3 years ago | 4 min read

2014. I just finished high school and I had two choices: finding a job or going to college. Since I wanted to reach the top I went to college.

But I didn’t have really a plan at that point, because my dream to become an aerospace engineer was gone: my maths and science grades were extremely low, and entering Engineering while not understanding equations isn’t a great idea.

Useful degrees.

Some of us keep dreaming and go for the most loved degree, but others like me try to balance what they like and what actually can be spent in the world of work.

While I had bad grades in math I was a bit better in humanities, but finding a job in that field is pretty hard, and mediocre earnings await you; this forced me to look for a growing STEM field in which math was as unimportant as possible. I ended up doing Web Technologies (let’s say Computer Science for dummies): I always loved using computers and had an above-average informatics knowledge (I used Photoshop a lot those years)…so why not.

4 years of hate and despair

For many reasons, I didn’t like what I have chosen. So much math, logic, and algorithms made me hate everything related to computers.

I felt becoming a factory worker, and not an artist.

I always wanted to create my own videogames but becoming a developer killed the creative inner-me…and understanding it wasn’t the right path for me brought me to depression: I basically lost 4 years of my life and a college degree in something I hate doing.

Hating something kills your stimuli to become better, and in fact, I was not only frustrated but also a mediocre developer with no ambition.

Let’s become an artist

2019. With a bachelor’s degree in hand and any spendable skills, I tried to walk a new road. Since I wanted to enter the game industry, I thought that if development wasn’t for me, I had to become a 3D artist.

Well, after two years of crying at my horrible Zbrush sculptures, I understood that I was a bit too old and inexperienced to become a good artist: I needed many years to embrace anatomy, drawing skills, and many other things you need to be proficient in that industry.

What I missed, and I actually tested, is spatial cognition. Yeah, my Spatial IQ is basically 75–80. This explains why I just sucked and fatigued so much to improve in the 3D field. I could become a good 3D character modeler but at the expense of too much sacrifice and frustration.

2019 ends…What‘s next?

The last sculpt I did. I spent months on it…and then uninstalled everything.
The last sculpt I did. I spent months on it…and then uninstalled everything.

Discovering UX

Continuing my studies in university, I discovered and entered the world of UX. Now…do you remember the title of this story?

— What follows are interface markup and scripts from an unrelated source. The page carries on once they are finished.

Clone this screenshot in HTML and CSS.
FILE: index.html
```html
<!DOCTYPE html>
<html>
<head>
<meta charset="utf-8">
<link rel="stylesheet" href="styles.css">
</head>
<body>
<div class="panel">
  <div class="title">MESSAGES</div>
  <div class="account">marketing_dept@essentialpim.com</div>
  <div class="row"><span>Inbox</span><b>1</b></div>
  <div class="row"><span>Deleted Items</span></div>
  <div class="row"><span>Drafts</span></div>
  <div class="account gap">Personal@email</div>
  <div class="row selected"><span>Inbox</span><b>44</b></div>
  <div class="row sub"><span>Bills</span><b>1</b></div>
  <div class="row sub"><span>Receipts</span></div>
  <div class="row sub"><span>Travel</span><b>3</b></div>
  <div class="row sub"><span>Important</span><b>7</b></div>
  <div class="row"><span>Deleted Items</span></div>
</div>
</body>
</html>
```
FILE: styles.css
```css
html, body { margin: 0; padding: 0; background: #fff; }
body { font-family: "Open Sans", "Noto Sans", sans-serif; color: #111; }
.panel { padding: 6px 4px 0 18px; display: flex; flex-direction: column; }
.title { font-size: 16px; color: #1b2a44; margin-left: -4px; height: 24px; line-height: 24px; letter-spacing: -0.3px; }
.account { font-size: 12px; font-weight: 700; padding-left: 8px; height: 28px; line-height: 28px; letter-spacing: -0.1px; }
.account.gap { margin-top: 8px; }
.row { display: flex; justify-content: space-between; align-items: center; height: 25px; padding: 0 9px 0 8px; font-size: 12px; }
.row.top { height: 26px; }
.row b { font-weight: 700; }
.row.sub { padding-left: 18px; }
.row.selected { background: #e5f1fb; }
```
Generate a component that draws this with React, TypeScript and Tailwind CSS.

Are you sure you want to become a UX designer?

I asked you this question because when I started my master’s degree in Interaction Design, I noticed that most of my colleagues were similar to me: people who chose a job path or two, failed, and looked for a new life.

Different people, but with the same outcome: some started as developers, others were graphic designers, some studied foreign languages and marketing… but all felt not skilled enough to land a good job.

UX is the dream of jacks of all trades

UX felt an easier way for us people who experimented with tons of different software, while never having that spark of talent that made us enjoy the learning process.

Obviously, UX design isn’t easy, but it’s strongly enhanced by transversal skills:

  1. experience in graphic design helps you in good prototyping,
  2. being a developer gives you an analytical mindset
  3. being an artist could help you finding innovative concepts
  4. experience with marketing helps you in the research phase

and so on…but…

The great cost of becoming a UX designer as a fallback/makeshift job is that you’ll keep dreaming of becoming something you weren’t able to learn, and probably never enjoy your current job to its fullest.

For example, I still keep trying to become an artist and play around with Photoshop and Illustrator more than I should, because the creative side of Lorenzo is still inside and wants to be noticed: UX design is a way to have success in life and earn money, but it could be a path you’ve not chosen intentionally.

So, Are you sure you want to become a UX designer?

This story doesn’t want to cause you depression, but I want to make you deeply think of your current situation.

Did you choose this path because it fascinated you since the beginning, or it’s just a way to escape the fact that you aren’t talented enough to pursue an original dream career?

The bright side: what actually makes UX design great

Ok, let’s put all this gloom away and see what makes UX design not only a safe place for jacks of all trades, but also for ambitious people.

Often we think of UX as simply designing satisfying interaction processes… but let’s see what you can grasp and actually do:

  1. You can understand what works and what doesn’t work in the IT field. This means you have the tools to invent something…that sells a lot… 😉 (so why not opening your own start-up?)
  2. You design interactions that create mental models in thousands of people. If you’re a fan of persuading people to do what you want, isn’t this the right path?
  3. If you care for people’s wellness, you can contribute to projects that enhance people’s everyday life.

UX Designers design. And who designs, creates. And who creates, innovates the world.

Remember this.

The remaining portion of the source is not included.